I'm trying to prove that $\sum\limits_{k=2}^n {k\choose2} = {{n+1}\choose 3}$ for integers $n\geq 2$.

I figured induction was the way to go, so I tried. This is what I've accomplished so far:

Proved it holds for $n=2$.

Assumed it holds for some $n = q$

Used the assumption to get the following:

$$\sum\limits_{k=2}^{q+1}{k\choose2} = {{q+1}\choose 3}+{{q+1}\choose 2}$$

My goal is to prove that this equals $\displaystyle{{q+2}\choose 3}$ but I can't quite get there. I've expanded the binomial coefficients, but it's a mess.

Looking for help on completing the proof.

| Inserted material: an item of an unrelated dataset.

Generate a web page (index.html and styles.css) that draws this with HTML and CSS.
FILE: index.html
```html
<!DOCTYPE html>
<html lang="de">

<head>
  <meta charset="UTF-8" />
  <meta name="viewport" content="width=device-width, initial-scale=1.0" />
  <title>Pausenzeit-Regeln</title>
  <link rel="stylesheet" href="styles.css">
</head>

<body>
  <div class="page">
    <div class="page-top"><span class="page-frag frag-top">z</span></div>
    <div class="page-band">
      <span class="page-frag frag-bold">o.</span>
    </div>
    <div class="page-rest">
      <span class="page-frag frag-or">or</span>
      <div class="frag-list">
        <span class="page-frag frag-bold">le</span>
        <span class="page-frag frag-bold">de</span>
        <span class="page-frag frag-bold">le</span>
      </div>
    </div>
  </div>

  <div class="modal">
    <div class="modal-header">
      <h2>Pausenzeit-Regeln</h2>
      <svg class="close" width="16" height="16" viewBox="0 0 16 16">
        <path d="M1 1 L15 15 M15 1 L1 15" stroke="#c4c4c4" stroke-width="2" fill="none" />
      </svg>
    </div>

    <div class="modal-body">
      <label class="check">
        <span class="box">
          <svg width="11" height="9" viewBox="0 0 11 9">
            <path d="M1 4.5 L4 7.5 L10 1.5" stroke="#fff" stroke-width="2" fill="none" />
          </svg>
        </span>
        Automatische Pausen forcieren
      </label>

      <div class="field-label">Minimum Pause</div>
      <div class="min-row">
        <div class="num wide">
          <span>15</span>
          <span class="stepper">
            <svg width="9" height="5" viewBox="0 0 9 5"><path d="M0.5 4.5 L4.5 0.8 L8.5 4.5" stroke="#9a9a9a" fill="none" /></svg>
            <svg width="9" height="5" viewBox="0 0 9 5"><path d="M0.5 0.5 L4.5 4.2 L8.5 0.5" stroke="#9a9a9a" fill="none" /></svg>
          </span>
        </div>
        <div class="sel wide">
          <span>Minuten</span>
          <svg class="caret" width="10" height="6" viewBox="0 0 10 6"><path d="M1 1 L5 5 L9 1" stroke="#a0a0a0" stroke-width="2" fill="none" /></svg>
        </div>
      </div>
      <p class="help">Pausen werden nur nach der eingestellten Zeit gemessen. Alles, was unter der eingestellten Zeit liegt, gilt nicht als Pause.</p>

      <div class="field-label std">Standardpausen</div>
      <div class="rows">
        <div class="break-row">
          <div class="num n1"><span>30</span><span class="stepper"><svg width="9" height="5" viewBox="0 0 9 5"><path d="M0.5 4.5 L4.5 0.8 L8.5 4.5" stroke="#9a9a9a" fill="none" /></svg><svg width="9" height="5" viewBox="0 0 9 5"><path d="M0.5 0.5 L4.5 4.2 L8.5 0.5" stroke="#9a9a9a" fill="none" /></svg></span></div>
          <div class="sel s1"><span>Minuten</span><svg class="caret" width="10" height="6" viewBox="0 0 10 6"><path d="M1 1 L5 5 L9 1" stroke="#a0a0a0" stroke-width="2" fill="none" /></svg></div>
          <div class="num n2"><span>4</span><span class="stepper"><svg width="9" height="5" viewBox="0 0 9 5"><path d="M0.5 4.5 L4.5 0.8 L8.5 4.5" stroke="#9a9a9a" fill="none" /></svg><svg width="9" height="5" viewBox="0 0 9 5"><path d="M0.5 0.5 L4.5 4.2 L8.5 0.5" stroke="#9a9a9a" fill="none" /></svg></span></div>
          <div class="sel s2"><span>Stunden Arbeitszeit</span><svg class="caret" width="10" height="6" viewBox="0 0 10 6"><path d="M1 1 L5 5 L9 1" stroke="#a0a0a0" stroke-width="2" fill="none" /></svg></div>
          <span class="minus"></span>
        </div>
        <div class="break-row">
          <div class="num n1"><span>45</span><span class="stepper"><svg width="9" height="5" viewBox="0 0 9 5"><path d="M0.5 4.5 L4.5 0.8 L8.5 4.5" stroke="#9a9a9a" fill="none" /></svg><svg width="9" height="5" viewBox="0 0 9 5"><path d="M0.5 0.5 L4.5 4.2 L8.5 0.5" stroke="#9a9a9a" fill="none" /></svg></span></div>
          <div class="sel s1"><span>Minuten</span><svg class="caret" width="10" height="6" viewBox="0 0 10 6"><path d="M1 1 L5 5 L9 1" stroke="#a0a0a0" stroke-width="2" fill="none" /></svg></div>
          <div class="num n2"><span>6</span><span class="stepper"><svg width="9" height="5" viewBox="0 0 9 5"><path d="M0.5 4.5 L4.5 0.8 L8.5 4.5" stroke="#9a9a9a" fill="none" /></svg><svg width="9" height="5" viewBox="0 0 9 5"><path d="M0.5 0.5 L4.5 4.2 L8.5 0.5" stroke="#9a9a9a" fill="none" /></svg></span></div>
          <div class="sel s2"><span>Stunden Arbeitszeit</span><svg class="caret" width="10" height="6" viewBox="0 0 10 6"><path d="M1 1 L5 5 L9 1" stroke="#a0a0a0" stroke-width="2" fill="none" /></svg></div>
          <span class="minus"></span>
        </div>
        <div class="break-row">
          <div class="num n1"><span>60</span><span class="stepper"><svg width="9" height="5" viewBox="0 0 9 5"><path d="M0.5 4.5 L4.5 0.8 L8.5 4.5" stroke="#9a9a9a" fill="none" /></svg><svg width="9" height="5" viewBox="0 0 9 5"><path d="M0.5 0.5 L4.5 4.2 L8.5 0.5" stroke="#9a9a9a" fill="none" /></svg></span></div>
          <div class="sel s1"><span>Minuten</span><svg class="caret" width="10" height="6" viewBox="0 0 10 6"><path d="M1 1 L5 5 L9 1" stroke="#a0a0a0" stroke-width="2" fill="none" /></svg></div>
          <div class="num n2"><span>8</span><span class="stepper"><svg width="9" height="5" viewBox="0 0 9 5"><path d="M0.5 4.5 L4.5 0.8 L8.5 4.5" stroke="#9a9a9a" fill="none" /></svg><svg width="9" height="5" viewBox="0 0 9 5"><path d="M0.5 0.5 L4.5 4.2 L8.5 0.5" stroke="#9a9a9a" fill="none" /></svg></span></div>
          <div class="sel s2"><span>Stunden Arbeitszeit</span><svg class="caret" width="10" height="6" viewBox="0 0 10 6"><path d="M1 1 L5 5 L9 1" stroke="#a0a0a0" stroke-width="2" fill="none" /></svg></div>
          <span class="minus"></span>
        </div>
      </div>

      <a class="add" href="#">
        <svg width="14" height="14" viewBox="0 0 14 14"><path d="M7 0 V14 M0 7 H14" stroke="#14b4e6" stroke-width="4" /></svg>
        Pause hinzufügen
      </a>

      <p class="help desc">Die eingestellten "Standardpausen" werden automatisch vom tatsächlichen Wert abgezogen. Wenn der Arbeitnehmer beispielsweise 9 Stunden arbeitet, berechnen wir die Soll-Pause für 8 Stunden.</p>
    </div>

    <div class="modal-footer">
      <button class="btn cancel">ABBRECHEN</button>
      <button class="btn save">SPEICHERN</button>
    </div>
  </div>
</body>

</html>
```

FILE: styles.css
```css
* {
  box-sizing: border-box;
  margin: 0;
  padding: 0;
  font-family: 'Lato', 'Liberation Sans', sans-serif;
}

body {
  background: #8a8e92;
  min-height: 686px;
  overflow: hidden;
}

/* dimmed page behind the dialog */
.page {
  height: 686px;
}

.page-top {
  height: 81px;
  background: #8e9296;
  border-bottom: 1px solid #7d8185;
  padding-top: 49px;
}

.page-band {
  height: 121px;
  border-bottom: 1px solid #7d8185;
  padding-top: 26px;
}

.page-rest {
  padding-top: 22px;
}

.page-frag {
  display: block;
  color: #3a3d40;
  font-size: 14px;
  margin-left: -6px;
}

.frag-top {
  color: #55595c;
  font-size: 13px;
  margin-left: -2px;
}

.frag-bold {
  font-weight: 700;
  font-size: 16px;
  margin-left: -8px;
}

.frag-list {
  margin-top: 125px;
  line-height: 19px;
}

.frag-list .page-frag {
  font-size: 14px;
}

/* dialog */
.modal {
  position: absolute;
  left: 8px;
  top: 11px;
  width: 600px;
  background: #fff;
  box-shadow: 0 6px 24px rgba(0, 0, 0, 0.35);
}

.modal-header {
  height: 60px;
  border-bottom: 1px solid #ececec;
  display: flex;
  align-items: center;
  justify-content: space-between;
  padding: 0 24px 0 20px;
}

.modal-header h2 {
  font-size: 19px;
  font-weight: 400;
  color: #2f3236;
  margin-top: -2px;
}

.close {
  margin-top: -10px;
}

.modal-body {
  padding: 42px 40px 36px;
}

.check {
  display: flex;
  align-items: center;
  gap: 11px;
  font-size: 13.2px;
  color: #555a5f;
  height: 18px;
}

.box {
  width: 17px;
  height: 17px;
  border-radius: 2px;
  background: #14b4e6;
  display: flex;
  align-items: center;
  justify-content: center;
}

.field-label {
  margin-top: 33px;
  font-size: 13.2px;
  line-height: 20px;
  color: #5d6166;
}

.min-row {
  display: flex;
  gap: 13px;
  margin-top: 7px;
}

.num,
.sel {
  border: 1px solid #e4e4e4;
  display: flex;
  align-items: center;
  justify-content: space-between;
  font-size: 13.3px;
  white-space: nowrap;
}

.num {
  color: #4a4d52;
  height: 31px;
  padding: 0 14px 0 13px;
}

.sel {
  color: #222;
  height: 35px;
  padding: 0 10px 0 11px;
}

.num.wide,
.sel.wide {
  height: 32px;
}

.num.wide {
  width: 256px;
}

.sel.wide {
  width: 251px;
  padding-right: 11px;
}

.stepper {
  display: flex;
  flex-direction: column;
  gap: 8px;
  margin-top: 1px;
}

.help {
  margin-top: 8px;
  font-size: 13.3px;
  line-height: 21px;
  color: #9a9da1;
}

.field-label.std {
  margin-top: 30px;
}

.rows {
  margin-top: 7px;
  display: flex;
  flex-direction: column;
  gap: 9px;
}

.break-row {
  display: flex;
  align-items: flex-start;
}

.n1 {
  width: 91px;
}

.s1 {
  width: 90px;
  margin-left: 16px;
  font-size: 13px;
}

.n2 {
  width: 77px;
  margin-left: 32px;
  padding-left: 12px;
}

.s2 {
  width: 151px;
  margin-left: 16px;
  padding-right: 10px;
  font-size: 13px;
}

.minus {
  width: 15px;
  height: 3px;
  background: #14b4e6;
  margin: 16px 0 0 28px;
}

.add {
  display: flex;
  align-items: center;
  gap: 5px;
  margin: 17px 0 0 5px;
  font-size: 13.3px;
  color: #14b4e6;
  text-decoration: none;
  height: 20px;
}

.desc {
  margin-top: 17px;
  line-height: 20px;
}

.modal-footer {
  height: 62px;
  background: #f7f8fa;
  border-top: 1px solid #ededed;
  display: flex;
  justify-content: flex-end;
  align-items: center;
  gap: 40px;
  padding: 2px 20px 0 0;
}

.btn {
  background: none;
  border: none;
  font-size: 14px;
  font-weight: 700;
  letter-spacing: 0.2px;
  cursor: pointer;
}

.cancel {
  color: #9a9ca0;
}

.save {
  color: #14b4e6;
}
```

Of course, in the name of curiosity, other neat methods are also welcome!

Answer 1

Although this is a standard identity for binomial coefficients and @Did's answer was also standard, here's a combinatorial explanation:

How many ways to choose 3 numbers out of $\{1,2,\cdots,q+2\}$

1. If $q+2$ is chosen, there are $\binom{q+1}{2}$ ways.
2. If $q+2$ is not chosen, there are $\binom{q+1}{3}$ ways.

Note that one can generalize the above argument to the following.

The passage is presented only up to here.